The leopard sightings didn’t stop there,  we have been so lucky and have seen several leopard in camp, at the pan, and on other walks too.

The elephant, buffalo and lion have also been regular sightings and we’ve seen a few lion kills in the last few days!  This is truly an amazing time of the year to visit the bush. 

Now we look forward to the rains which will bring a fresh green flourish ,many exciting migratory birds, including the illusive African Pitta!

A Pitta’s Rain Dance

 

Hello from a humid, windy, overcast Mana Pools!

With the rain looming over us in thick heavy clouds, we’re preparing to get drenched for the first time this season.  It will be a welcome cleanse for the dusty dry bush… and for us bush lovers who have grown accustomed to sweating more liquid than we drink in a day!

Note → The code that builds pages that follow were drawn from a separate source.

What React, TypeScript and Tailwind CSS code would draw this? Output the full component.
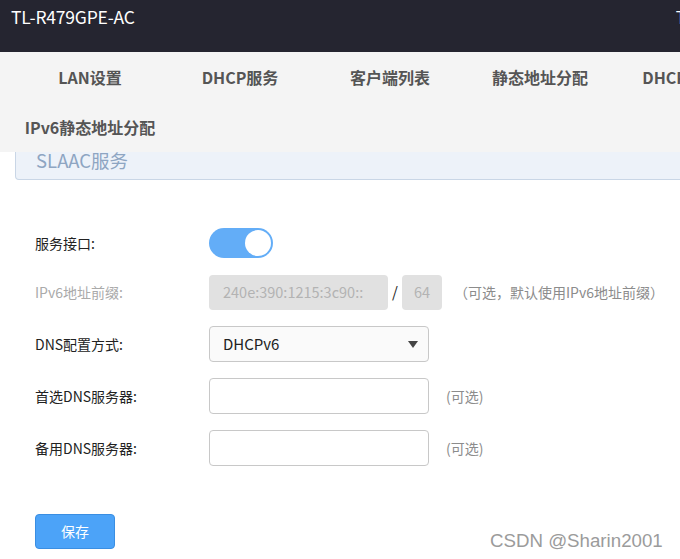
import React, { useState } from 'react';

const NAV_ITEMS = ['LAN设置', 'DHCP服务', '客户端列表', '静态地址分配', 'DHCPv6服务', 'IPv6静态地址分配'];

const cjk = "font-['Noto_Sans_CJK_SC','Noto_Sans',sans-serif]";

const Row = ({ label, muted = false, className = '', children }: any) => (
    <div className={`flex items-center h-[36px] ${className}`}>
        <div className={`w-[174px] text-[14px] ${muted ? 'text-[#aaaaaa]' : 'text-[#222222]'}`}>{label}</div>
        {children}
    </div>
);

const App: React.FC = () => {
    const [enabled, setEnabled] = useState(true);

    return (
        <div className={`relative w-[680px] h-[559px] overflow-hidden bg-white ${cjk}`}>
            {/* top bar */}
            <div className="h-[52px] bg-[#252530] flex items-start justify-between pl-[11px] pt-[4px]">
                <span className="text-white text-[17.5px] tracking-[-0.2px]">TL-R479GPE-AC</span>
                <span className="text-white text-[17px] -mr-[6px]">T</span>
            </div>

            {/* tabs */}
            <div className="h-[100px] bg-[#f4f4f4] overflow-hidden">
                <div className="ml-[15px] w-[760px] flex flex-wrap">
                    {NAV_ITEMS.map((item) => (
                        <div
                            key={item}
                            className="w-[150px] h-[50px] flex items-center justify-center text-[16px] font-bold text-[#555555] whitespace-nowrap"
                        >
                            {item}
                        </div>
                    ))}
                </div>
            </div>

            {/* section header */}
            <div className="ml-[15px] w-[700px] h-[28px] bg-[#edf2f9] border-x border-b border-[#c9d6e6] rounded-bl-[4px] flex items-center pl-[20px]">
                <span className="text-[18.5px] text-[#8ea5c2] -mt-[10px]">SLAAC服务</span>
            </div>

            {/* form */}
            <div className="pl-[35px] pt-[45px]">
                <Row label="服务接口:">
                    <button
                        onClick={() => setEnabled(!enabled)}
                        className={`w-[64px] h-[30px] rounded-full flex items-center px-[2px] ${enabled ? 'bg-[#63adf7] justify-end' : 'bg-[#cccccc] justify-start'}`}
                    >
                        <span className="w-[26px] h-[26px] rounded-full bg-white" />
                    </button>
                </Row>

                <Row label="IPv6地址前缀:" muted className="mt-[13px]">
                    <div className="w-[179px] h-[35px] rounded-[4px] bg-[#e1e1e1] flex items-center pl-[14px] text-[14.5px] text-[#b3b3b3]">
                        240e:390:1215:3c90::
                    </div>
                    <span className="w-[14px] text-center text-[15px] text-[#222222]">/</span>
                    <div className="w-[40px] h-[35px] rounded-[4px] bg-[#e1e1e1] flex items-center justify-center text-[14.5px] text-[#b3b3b3]">
                        64
                    </div>
                    <span className="ml-[12px] text-[14px] text-[#8c8c8c] whitespace-nowrap">（可选，默认使用IPv6地址前缀）</span>
                </Row>

                <Row label="DNS配置方式:" className="mt-[16px]">
                    <div className="w-[220px] h-[36px] rounded-[4px] border border-[#c8c8c8] bg-[#fafafa] flex items-center justify-between pl-[13px] pr-[10px] text-[15px] text-[#222222]">
                        <span>DHCPv6</span>
                        <span className="w-0 h-0 border-l-[5px] border-r-[5px] border-t-[7px] border-l-transparent border-r-transparent border-t-[#444444]" />
                    </div>
                </Row>

                <Row label="首选DNS服务器:" className="mt-[16px]">
                    <div className="w-[220px] h-[36px] rounded-[4px] border border-[#c8c8c8] bg-white" />
                    <span className="ml-[17px] text-[14px] text-[#8c8c8c]">(可选)</span>
                </Row>

                <Row label="备用DNS服务器:" className="mt-[16px]">
                    <div className="w-[220px] h-[36px] rounded-[4px] border border-[#c8c8c8] bg-white" />
                    <span className="ml-[17px] text-[14px] text-[#8c8c8c]">(可选)</span>
                </Row>

                <button className="mt-[48px] w-[80px] h-[35px] rounded-[4px] bg-[#4ca3f8] border border-[#3a8ee2] text-white text-[14px]">
                    保存
                </button>
            </div>

            {/* watermark */}
            <div className="absolute left-[490px] top-[527px] text-[18.7px] text-[#9b9b9b] font-['Liberation_Sans',sans-serif]">
                CSDN @Sharin2001
            </div>
        </div>
    );
};

export default App;
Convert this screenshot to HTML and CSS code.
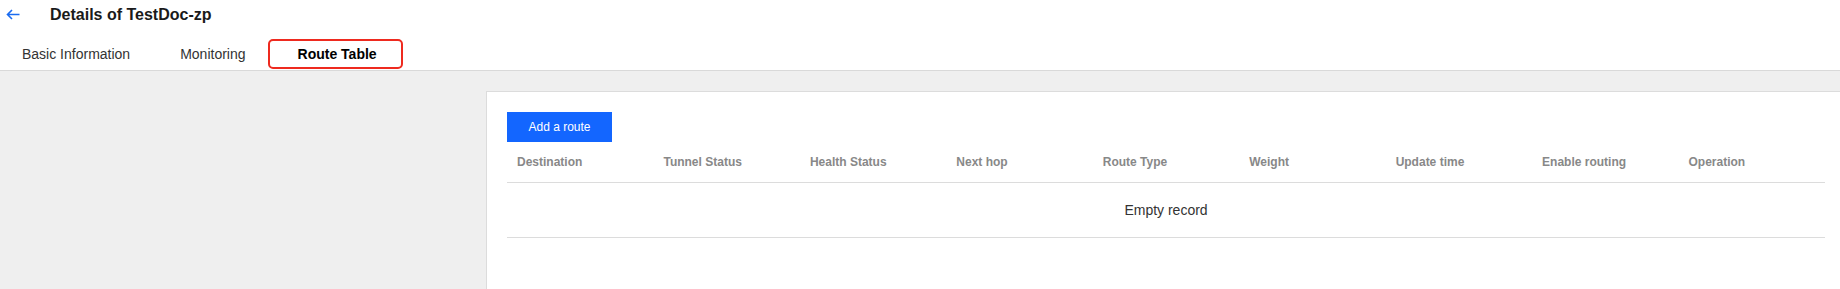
FILE: index.html
```html
<!DOCTYPE html>
<html lang="en">
  <head>
    <meta charset="UTF-8" />
    <title>Details of TestDoc-zp</title>
    <link rel="stylesheet" href="styles.css">
  </head>
  <body>
    <div class="top-bar">
      <svg class="back-icon" width="14" height="11" viewBox="0 0 14 11">
        <path d="M13.5 5.5H1.5M6 1L1.5 5.5L6 10" fill="none" stroke="#1a6bf0" stroke-width="1.6" />
      </svg>
      <div class="page-title">Details of TestDoc-zp</div>
    </div>
    <div class="tabs">
      <div class="tab">Basic Information</div>
      <div class="tab">Monitoring</div>
      <div class="tab active">Route Table</div>
    </div>
    <div class="content">
      <div class="card">
        <button class="add-btn">Add a route</button>
        <table class="route-table">
          <thead>
            <tr>
              <th>Destination</th>
              <th>Tunnel Status</th>
              <th>Health Status</th>
              <th>Next hop</th>
              <th>Route Type</th>
              <th>Weight</th>
              <th>Update time</th>
              <th>Enable routing</th>
              <th>Operation</th>
            </tr>
          </thead>
          <tbody>
            <tr>
              <td colspan="9" class="empty">Empty record</td>
            </tr>
          </tbody>
        </table>
      </div>
    </div>
  </body>
</html>
```

FILE: styles.css
```css
body {
  margin: 0;
  background: #fff;
  font-family: "Liberation Sans", Arial, sans-serif;
  color: #333;
  height: 100vh;
  overflow: hidden;
}
.top-bar {
  display: flex;
  align-items: center;
  height: 31px;
  padding-left: 6px;
}
.back-icon {
  display: block;
  margin-top: -2px;
}
.page-title {
  margin-left: 30px;
  font-size: 16px;
  font-weight: bold;
  color: #1a1a1a;
  margin-top: -2px;
}
.tabs {
  display: flex;
  align-items: flex-start;
  height: 40px;
  margin-left: -3px;
  border-bottom: 1px solid #d9d9d9;
  box-sizing: border-box;
}
.tab {
  margin-top: 8px;
  height: 30px;
  line-height: 30px;
  padding: 0 25px;
  font-size: 14px;
  color: #333;
  box-sizing: border-box;
}
.tab.active {
  margin-left: -3px;
  padding: 0 24px 0 28px;
  border: 2px solid #ee2a1f;
  border-radius: 5px;
  line-height: 26px;
  font-weight: bold;
  color: #000;
}
.content {
  height: 100%;
  background: #efefef;
  padding: 20px 0 0 486px;
}
.card {
  height: 100%;
  background: #fff;
  border: 1px solid #dcdcdc;
  border-right: none;
  padding: 20px 15px 0 20px;
  box-sizing: border-box;
}
.add-btn {
  display: block;
  width: 105px;
  height: 30px;
  border: none;
  background: #1366ff;
  color: #fff;
  font-family: "Liberation Sans", Arial, sans-serif;
  font-size: 12px;
  padding: 0;
}
.route-table {
  width: 100%;
  border-collapse: collapse;
  table-layout: fixed;
}
.route-table th {
  height: 40px;
  padding: 0 0 0 10px;
  text-align: left;
  font-size: 12px;
  font-weight: bold;
  color: #888;
  border-bottom: 1px solid #dcdcdc;
}
.route-table td.empty {
  height: 54px;
  text-align: center;
  font-size: 14px;
  color: #333;
  border-bottom: 1px solid #dcdcdc;
  padding: 0;
}
```
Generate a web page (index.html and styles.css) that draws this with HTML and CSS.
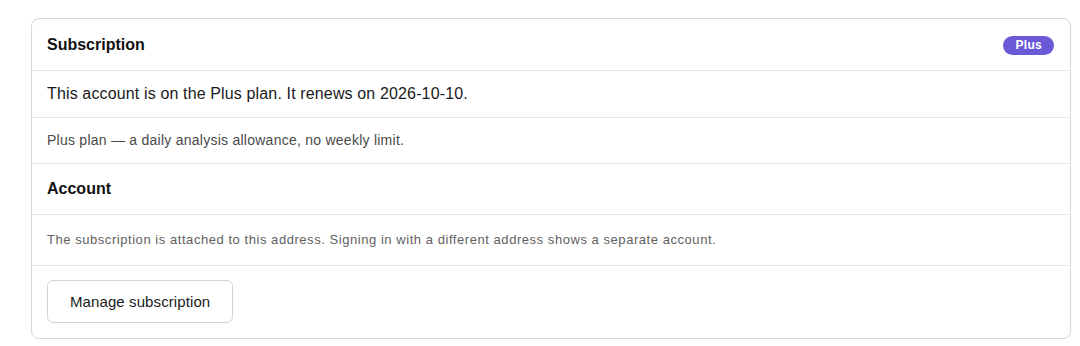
FILE: index.html
```html
<!DOCTYPE html>
<html lang="en">
<head>
<meta charset="utf-8">
<title>Subscription</title>
<link rel="stylesheet" href="styles.css">
</head>
<body>
<div class="page">
  <section class="card">
    <div class="row head first">
      <h2 class="title">Subscription</h2>
      <span class="badge">Plus</span>
    </div>
    <div class="row status">This account is on the Plus plan. It renews on 2026-10-10.</div>
    <div class="row note">Plus plan — a daily analysis allowance, no weekly limit.</div>
    <div class="row head">
      <h2 class="title">Account</h2>
    </div>
    <div class="row small">The subscription is attached to this address. Signing in with a different address shows a separate account.</div>
    <div class="row actions">
      <button class="btn" type="button">Manage subscription</button>
    </div>
  </section>
</div>
</body>
</html>
```
FILE: styles.css
```css
* { box-sizing: border-box; }
html, body { margin: 0; padding: 0; background: #fff; }
body {
  font-family: "Liberation Sans", Arial, Helvetica, sans-serif;
  color: #1a1a1a;
}
.page {
  padding: 18px 9px 0 31px;
}
.card {
  border: 1px solid #d6d6d6;
  border-radius: 8px;
  background: #fff;
}
.row {
  padding: 12px 15px;
  border-bottom: 1px solid #e8e8e8;
}
.row:last-child { border-bottom: none; }
.head {
  display: flex;
  align-items: center;
  justify-content: space-between;
  padding: 15px 16px 15px 15px;
}
.head.first { padding-top: 16px; }
.title {
  margin: 0;
  font-size: 16px;
  font-weight: 700;
  line-height: 20px;
  color: #111;
}
.badge {
  display: inline-block;
  background: #6b5ad8;
  color: #fff;
  font-size: 12px;
  font-weight: 700;
  line-height: 19px;
  padding: 0 12px;
  border-radius: 10px;
  letter-spacing: 0.3px;
}
.status {
  font-size: 16px;
  line-height: 22px;
  letter-spacing: 0.14px;
  color: #1a1a1a;
}
.note {
  font-size: 14px;
  line-height: 21px;
  letter-spacing: 0.25px;
  color: #4a4a4a;
}
.small {
  font-size: 13px;
  line-height: 20px;
  padding: 15px 15px;
  letter-spacing: 0.55px;
  color: #5f5f5f;
}
.actions {
  padding: 14px 15px 15px;
}
.btn {
  font-family: inherit;
  font-size: 15px;
  line-height: 19px;
  letter-spacing: 0.1px;
  color: #1a1a1a;
  background: #fff;
  border: 1px solid #d4d4d4;
  border-radius: 6px;
  padding: 11px 22px;
  cursor: pointer;
}
```
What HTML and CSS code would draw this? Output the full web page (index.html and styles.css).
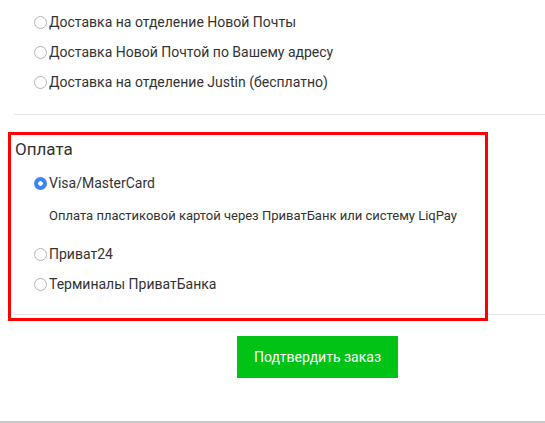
FILE: index.html
```html
<!DOCTYPE html>
<html lang="ru">
<head>
<meta charset="utf-8">
<link rel="stylesheet" href="styles.css">
</head>
<body>
<div class="page">
  <section class="section delivery">
    <label class="row"><span class="radio"></span><span>Доставка на отделение Новой Почты</span></label>
    <label class="row"><span class="radio"></span><span>Доставка Новой Почтой по Вашему адресу</span></label>
    <label class="row"><span class="radio"></span><span>Доставка на отделение Justin (бесплатно)</span></label>
  </section>
  <section class="section payment">
    <h3 class="title">Оплата</h3>
    <label class="row row-visa"><span class="radio checked"></span><span>Visa/MasterCard</span></label>
    <p class="desc">Оплата пластиковой картой через ПриватБанк или систему LiqPay</p>
    <label class="row row-p24"><span class="radio"></span><span>Приват24</span></label>
    <label class="row"><span class="radio"></span><span>Терминалы ПриватБанка</span></label>
  </section>
  <div class="actions">
    <button class="confirm">Подтвердить заказ</button>
  </div>
  <div class="footer-line"></div>
  <div class="highlight"></div>
</div>
</body>
</html>
```

FILE: styles.css
```css
html, body {
  margin: 0;
  padding: 0;
  background: #fff;
}
body {
  font-family: Roboto, "Liberation Sans", sans-serif;
  color: #333;
  font-size: 14px;
}
.page {
  position: relative;
  width: 545px;
  height: 423px;
  overflow: hidden;
}
.section {
  margin-left: 14px;
  border-bottom: 1px solid #e5e5e5;
}
.delivery {
  padding-top: 7px;
  padding-bottom: 17px;
}
.payment {
  padding-top: 22px;
  padding-bottom: 15px;
}
.row {
  display: flex;
  align-items: center;
  height: 30px;
  padding-left: 20px;
  gap: 2px;
  line-height: 1;
}
.radio {
  box-sizing: border-box;
  width: 13px;
  height: 13px;
  border-radius: 50%;
  border: 1px solid #b5b5b5;
  background: #fff;
  flex: none;
}
.radio.checked {
  border: none;
  background: radial-gradient(circle, #fff 0 2px, #3b82f6 2.6px);
}
.title {
  margin: 0 0 7px 1px;
  font-weight: normal;
  font-size: 17px;
  line-height: 24px;
  color: #333;
}
.desc {
  margin: 8px 0 13px 35px;
  font-size: 13px;
  line-height: 20px;
}
.actions {
  padding: 21px 0 0 237px;
  height: 42px;
}
.confirm {
  width: 161px;
  height: 42px;
  border: none;
  background: #00c316;
  color: #fff;
  font-family: Roboto, "Liberation Sans", sans-serif;
  font-size: 14px;
  padding: 0;
}
.footer-line {
  position: absolute;
  left: 0;
  right: 0;
  bottom: 0;
  height: 2px;
  background: #c8c8c8;
}
.highlight {
  position: absolute;
  left: 8px;
  top: 132px;
  width: 480px;
  height: 189px;
  box-sizing: border-box;
  border: 3px solid #ff0000;
  pointer-events: none;
}
```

The high temperatures aren’t the only reason I’ve been sweating.  The lions disappeared for most of the month. Their tracks disappeared high up the Chewuya Gorge and they weren’t coming back down to impress my guests.  They really made me work hard for them, and with  a fleeting glimpse of a cub or lioness, they left me entertaining eager photographers with rocks and vegetation!

Thankfully, the Wild Dog weren’t going to let the 5 day long safari turn into a botany and geography photography project. They came right to camp and posed like the supermodels of the bush that they are. I was very relieved!

The Wild Dog have since moved out and the lions have moved back in-announcing their return with an elephant kill close to the spring in front of camp a few nights ago!

On an even more exciting note, I saw my first African Pitta!  We went out this morning in search of the illusive bird, ducking and diving and weaving through elephant in thick bush, following its call.  What a moment!  It is such a beautiful bird.  Unfortunately, I did not get a picture, but we will be back next week to try again.  One of our Shareholders and pirvate guides in camp had the privilege to see the Pitta performing its rain dance.  There is an awesome video on the Kavinga Facebook page if you would like to have a look.

I will be going out for a break tomorrow and will finally get to do lot’s of fishing including a competition!

I’ll let you know how it goes!

Have a good week!

Siraaj

October is Here!

The August winds have blown us right through September and all of a sudden we’re half way through October. Now the famous Valley heat is starting to set in! The change in the season has resulted in an increase in thirsty animals. Eland drink at the spring everyday and there are countless numbers of impala, kudu and warthog at the pan during lunch time. Elephant cover the pan during the evening and keep our guests up with the splashes and trumpets.

The bird life at Kavinga has been fantastic. We have had regular sightings of the Yellow Billed Stork and Broad-billed Rollers. Carmine Bee-eaters decorate the bare trees like bright colored Christmas decorations. The Greater Painted Snipe is an exciting bird to tick off the Kavinga Bird List, and we have three of them at the pan as well as a flock of Southern Pochards in the pan! It won’t be long before we can start ticking off the African Pitta too. Eastern Nicators and Red-throated Twinspots sing in camp, while the White-Headed Vultures build their nest by the spring.

The lions have had us tracking them in circles and are now in the Chewuye Gorge with the cubs where they had killed a young elephant. The Wild Dog have not been seen for some time- since we noticed four of the pups were no longer with them.
The Baobabs have started flowering already along with a couple  of other trees that only normally flower much later in the season.

Some pretty strange and early changes this season, including some Leopard Tortoises walking about and Egyptian Geese passing through. We’re excited to see what the rest of the month has to offer!